Records with interface code:
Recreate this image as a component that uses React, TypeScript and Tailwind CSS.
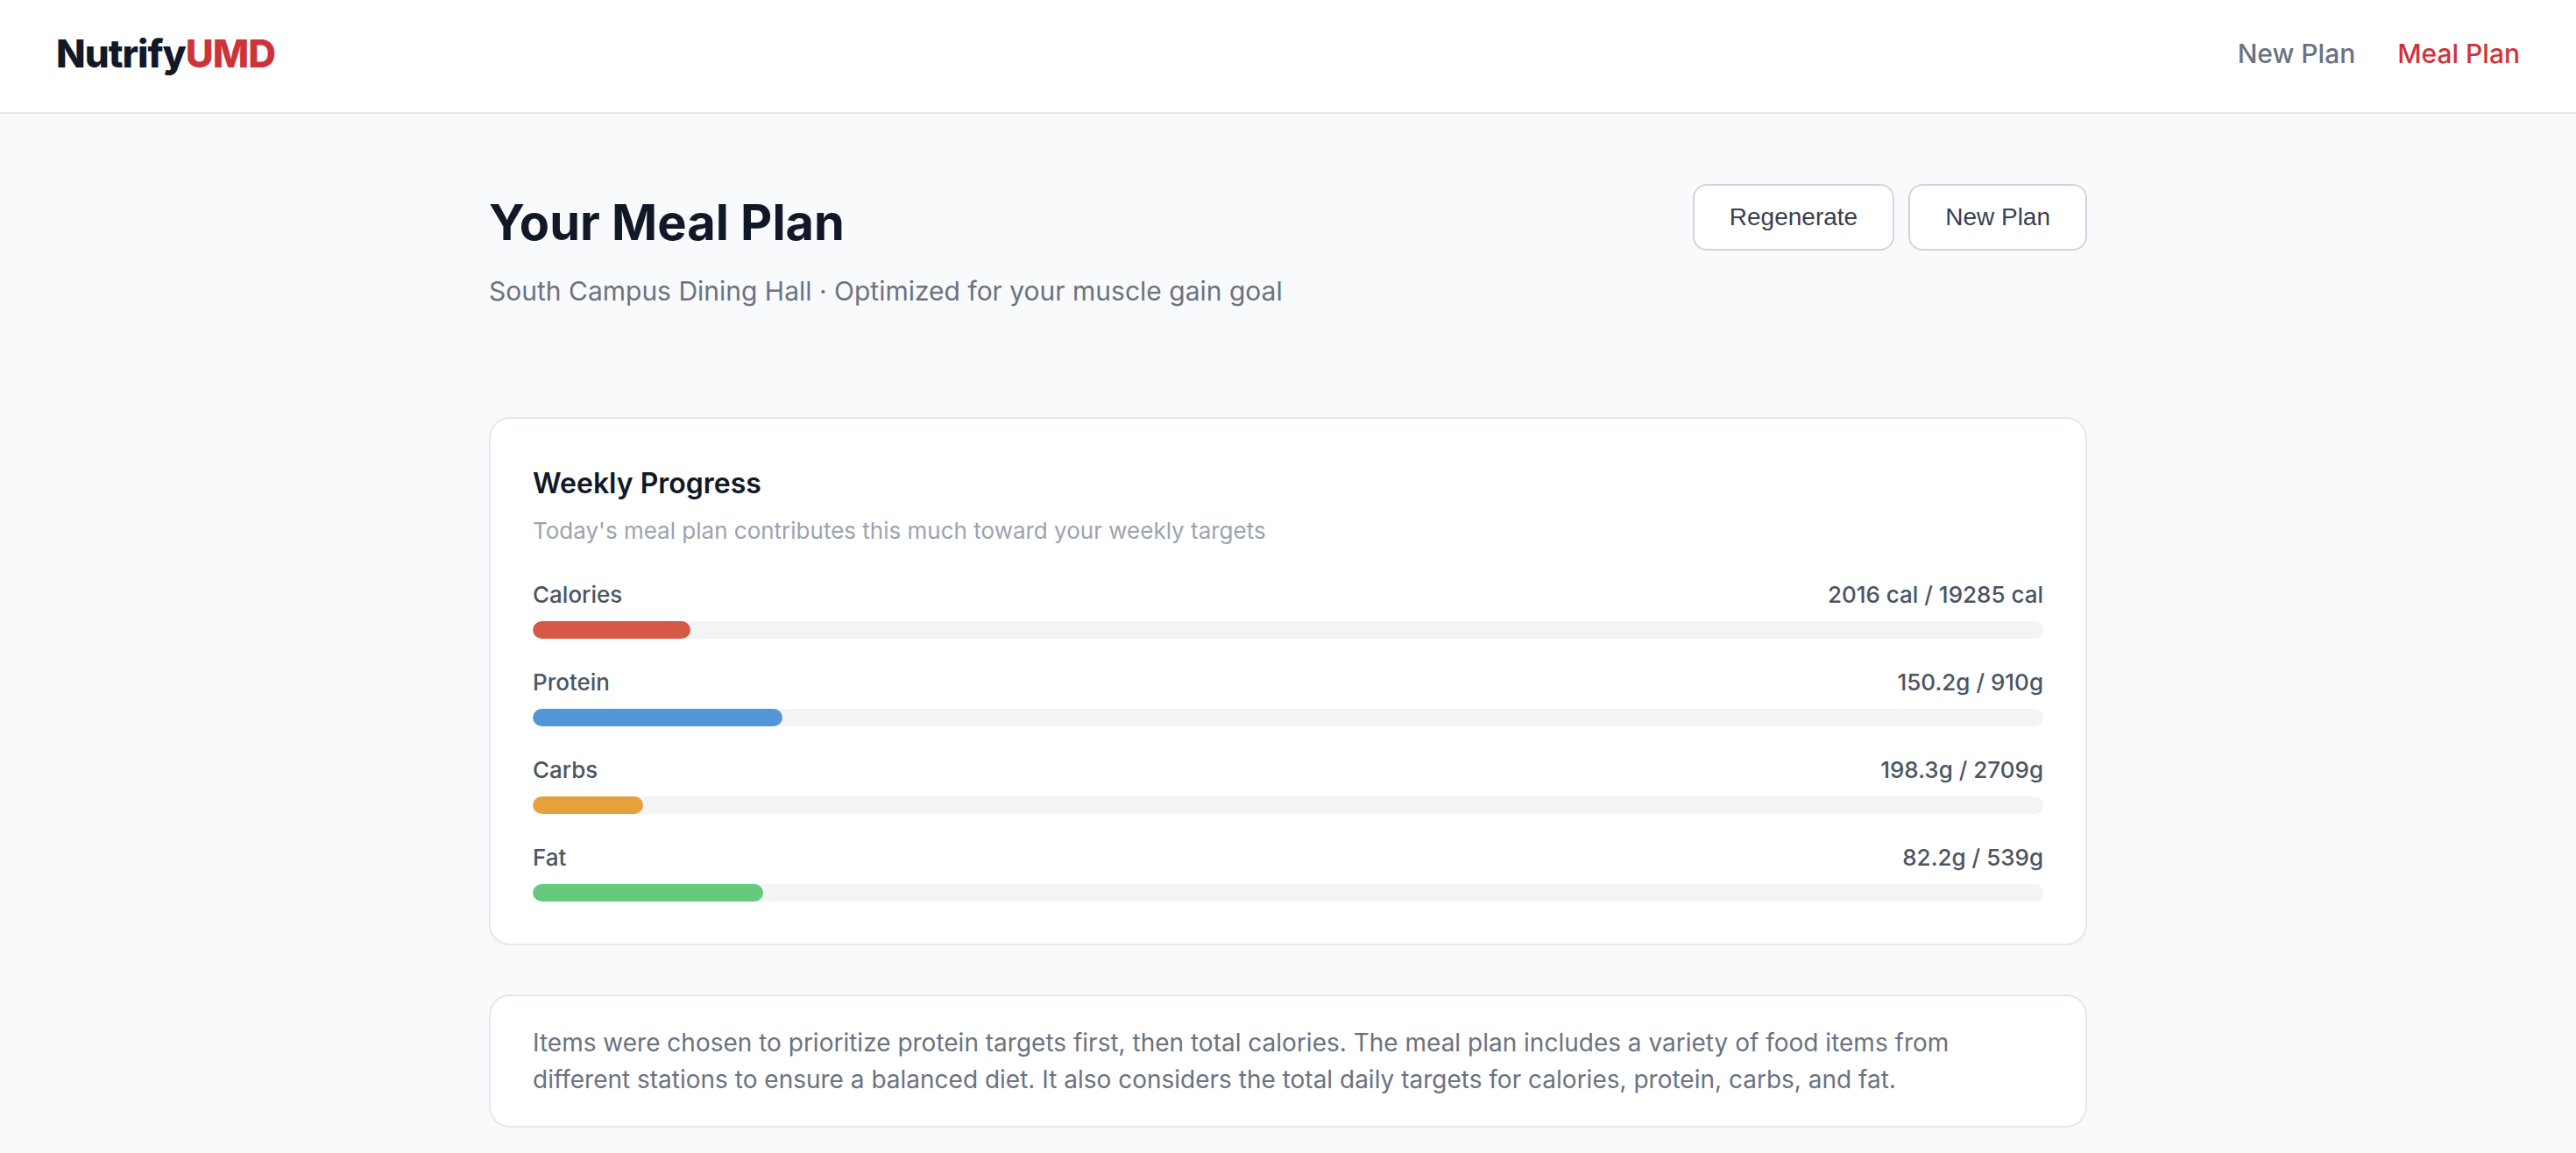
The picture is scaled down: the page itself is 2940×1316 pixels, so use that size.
const bars = [
  { label: 'Calories', value: '2016 cal / 19285 cal', pct: 10.45, color: 'bg-[#d65847]' },
  { label: 'Protein', value: '150.2g / 910g', pct: 16.53, color: 'bg-[#5396d7]' },
  { label: 'Carbs', value: '198.3g / 2709g', pct: 7.32, color: 'bg-[#e8a03c]' },
  { label: 'Fat', value: '82.2g / 539g', pct: 15.25, color: 'bg-[#66c97c]' },
];

export default function App() {
  return (
    <div className="min-h-screen bg-[#f9fafc] font-['Inter',sans-serif] text-[#111827]">
      <header className="flex h-[130px] items-center justify-between border-b-2 border-[#e5e7eb] bg-white px-16 pb-1.5">
        <a href="#" className="text-[44px] leading-[60px] font-extrabold tracking-[-1px]">
          Nutrify<span className="text-[#cf333a]">UMD</span>
        </a>
        <nav className="flex gap-12 text-[30px] leading-[48px] font-medium">
          <a href="#" className="text-[#6b7280]">New Plan</a>
          <a href="#" className="text-[#cf333a]">Meal Plan</a>
        </nav>
      </header>
      <main className="mx-auto max-w-[1824px] pt-20">
        <div className="mb-[120px] flex items-start justify-between">
          <div>
            <h1 className="text-[56px] leading-[88px] font-bold">Your Meal Plan</h1>
            <p className="mt-2.5 text-[30px] leading-[48px] text-[#6b7280]">
              South Campus Dining Hall · Optimized for your muscle gain goal
            </p>
          </div>
          <div className="flex gap-4 font-['Liberation_Sans',sans-serif] text-[28px] text-[#374151]">
            <button className="h-[76px] rounded-2xl border-2 border-[#d1d5db] bg-white px-10">Regenerate</button>
            <button className="h-[76px] rounded-2xl border-2 border-[#d1d5db] bg-white px-10">New Plan</button>
          </div>
        </div>
        <section className="mb-14 rounded-3xl border-2 border-[#e5e7eb] bg-white p-12">
          <h2 className="text-[32px] leading-[52px] font-semibold">Weekly Progress</h2>
          <p className="mt-2 text-[26px] leading-[40px] text-[#9ca3af]">
            Today's meal plan contributes this much toward your weekly targets
          </p>
          <div className="mt-[33px] flex flex-col gap-[30px]">
            {bars.map((b) => (
              <div key={b.label}>
                <div className="mb-2.5 flex justify-between text-[26px] leading-[40px] font-medium text-[#4b5563]">
                  <span>{b.label}</span>
                  <span>{b.value}</span>
                </div>
                <div className="h-5 overflow-hidden rounded-full bg-[#f3f4f6]">
                  <div className={`h-full rounded-full ${b.color}`} style={{ width: `${b.pct}%` }} />
                </div>
              </div>
            ))}
          </div>
        </section>
        <section className="rounded-3xl border-2 border-[#e5e7eb] bg-white px-12 py-8">
          <p className="text-[28px] leading-[42px] text-[#6b7280]">
            Items were chosen to prioritize protein targets first, then total calories. The meal plan includes a variety of food items from different stations to ensure a balanced diet. It also considers the total daily targets for calories, protein, carbs, and fat.
          </p>
        </section>
      </main>
    </div>
  );
}
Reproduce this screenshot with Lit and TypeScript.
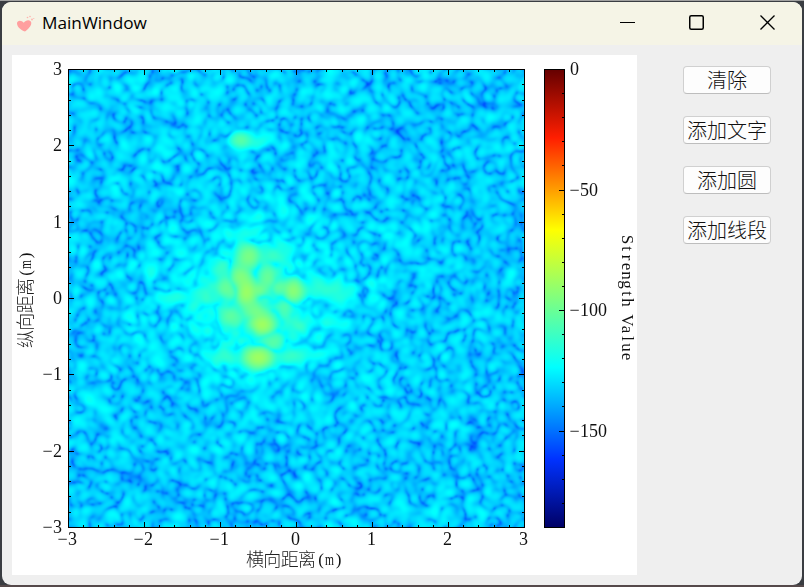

» EXERCISE OBJECTIVE
Print every entry above again without changing a word, and omit the pictures.

» THE REPLY
Recreate this image as a component that uses React, TypeScript and Tailwind CSS.
The picture is scaled down: the page itself is 2940×1316 pixels, so use that size.
const bars = [
  { label: 'Calories', value: '2016 cal / 19285 cal', pct: 10.45, color: 'bg-[#d65847]' },
  { label: 'Protein', value: '150.2g / 910g', pct: 16.53, color: 'bg-[#5396d7]' },
  { label: 'Carbs', value: '198.3g / 2709g', pct: 7.32, color: 'bg-[#e8a03c]' },
  { label: 'Fat', value: '82.2g / 539g', pct: 15.25, color: 'bg-[#66c97c]' },
];

export default function App() {
  return (
    <div className="min-h-screen bg-[#f9fafc] font-['Inter',sans-serif] text-[#111827]">
      <header className="flex h-[130px] items-center justify-between border-b-2 border-[#e5e7eb] bg-white px-16 pb-1.5">
        <a href="#" className="text-[44px] leading-[60px] font-extrabold tracking-[-1px]">
          Nutrify<span className="text-[#cf333a]">UMD</span>
        </a>
        <nav className="flex gap-12 text-[30px] leading-[48px] font-medium">
          <a href="#" className="text-[#6b7280]">New Plan</a>
          <a href="#" className="text-[#cf333a]">Meal Plan</a>
        </nav>
      </header>
      <main className="mx-auto max-w-[1824px] pt-20">
        <div className="mb-[120px] flex items-start justify-between">
          <div>
            <h1 className="text-[56px] leading-[88px] font-bold">Your Meal Plan</h1>
            <p className="mt-2.5 text-[30px] leading-[48px] text-[#6b7280]">
              South Campus Dining Hall · Optimized for your muscle gain goal
            </p>
          </div>
          <div className="flex gap-4 font-['Liberation_Sans',sans-serif] text-[28px] text-[#374151]">
            <button className="h-[76px] rounded-2xl border-2 border-[#d1d5db] bg-white px-10">Regenerate</button>
            <button className="h-[76px] rounded-2xl border-2 border-[#d1d5db] bg-white px-10">New Plan</button>
          </div>
        </div>
        <section className="mb-14 rounded-3xl border-2 border-[#e5e7eb] bg-white p-12">
          <h2 className="text-[32px] leading-[52px] font-semibold">Weekly Progress</h2>
          <p className="mt-2 text-[26px] leading-[40px] text-[#9ca3af]">
            Today's meal plan contributes this much toward your weekly targets
          </p>
          <div className="mt-[33px] flex flex-col gap-[30px]">
            {bars.map((b) => (
              <div key={b.label}>
                <div className="mb-2.5 flex justify-between text-[26px] leading-[40px] font-medium text-[#4b5563]">
                  <span>{b.label}</span>
                  <span>{b.value}</span>
                </div>
                <div className="h-5 overflow-hidden rounded-full bg-[#f3f4f6]">
                  <div className={`h-full rounded-full ${b.color}`} style={{ width: `${b.pct}%` }} />
                </div>
              </div>
            ))}
          </div>
        </section>
        <section className="rounded-3xl border-2 border-[#e5e7eb] bg-white px-12 py-8">
          <p className="text-[28px] leading-[42px] text-[#6b7280]">
            Items were chosen to prioritize protein targets first, then total calories. The meal plan includes a variety of food items from different stations to ensure a balanced diet. It also considers the total daily targets for calories, protein, carbs, and fat.
          </p>
        </section>
      </main>
    </div>
  );
}
Reproduce this screenshot with Lit and TypeScript.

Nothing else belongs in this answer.